Nachfolgend erhaltet Ihr in Kooperation mit dem Repetitorium Jura Online (www.jura-online.de) eine unverbindliche Lösungsskizze der im Juni 2014 gelaufene ÖI Klausur in NRW (Sachverhalt und auch unten). Mittels der Skizze soll es euch möglich sein, euch noch besser auf eure eigenen Klausuren vorzubereiten und die wesentlichen Problemkreise zu erfassen. Am Ende des Beitrags verweist Jura Online abschließend auf eigene Lernangebote.
Bitte beachten:
Die Lösungsskizze ist absolut unverbindlich und erhebt keinerlei Anspruch auf inhaltliche Richtigkeit oder Vollständigkeit. Sie beruht allein auf den uns zugesandten Gedächtnisprotokollen und soll allenfalls eine Richtschnur für eure eigenen Überlegungen sein. Bitte habt auch Verständnis dafür, dass wir oder Jura Online evtl. Fragen zu euren eigenen Klausurlösungen nicht beantworten können. Gleichwohl ist jeder herzlich eingeladen, sich im Kommentarbereich mit anderen Lesern auszutauschen. Wir werden versuchen, auf die ein oder andere Frage dort einzugehen.
Sachverhalt
Im Bundesland B gibt es das Feiertagsgesetz (FTG). Darin heißt es in §
3, dass an ruhigen Feiertagen nur solche Vergnügungsveranstaltungen
erlaubt seien, die mit dem Charakter des Feiertages zu vereinbaren
seien. In § 1 sind als solche ruhige Feiertage z.B. der Karfreitag und
Totensonntag vermerkt. Außerdem Allerheiligen, der am 1.11. gefeiert
wird und an dem katholische Christen traditionell der Verstorbenen
gedenken.

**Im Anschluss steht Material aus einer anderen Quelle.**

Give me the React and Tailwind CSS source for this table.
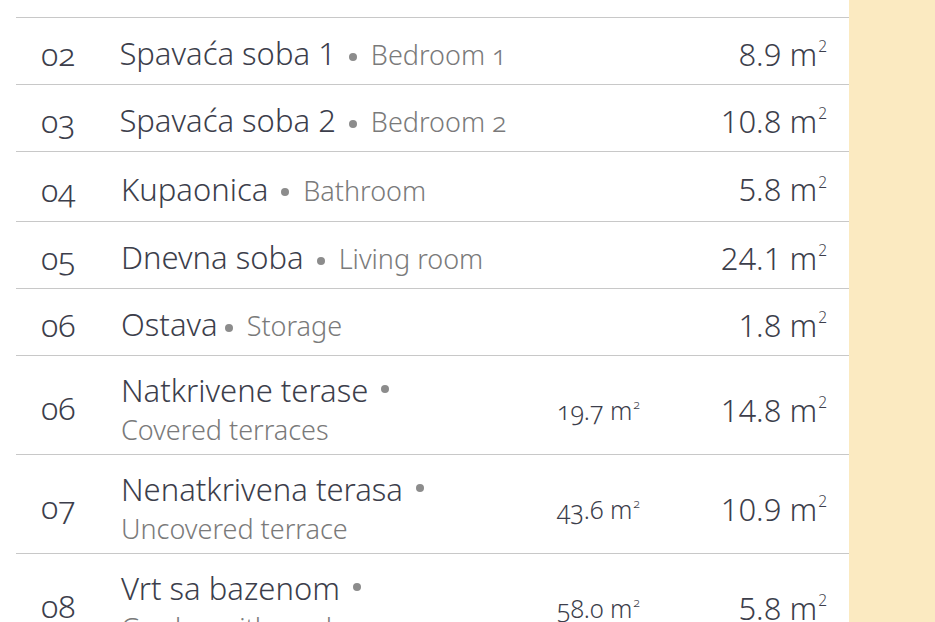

Sportveranstaltungen sind an diesem Tag ausdrücklich erlaubt.
Der Verein “Mehr Toleranz für internationale Feste in B” (V) aus dem
Bundesland B hat es sich zur Aufgabe gemacht, Meinungskundgaben und
Informationsveranstaltungen zu internationalen Festen zu veranstalten.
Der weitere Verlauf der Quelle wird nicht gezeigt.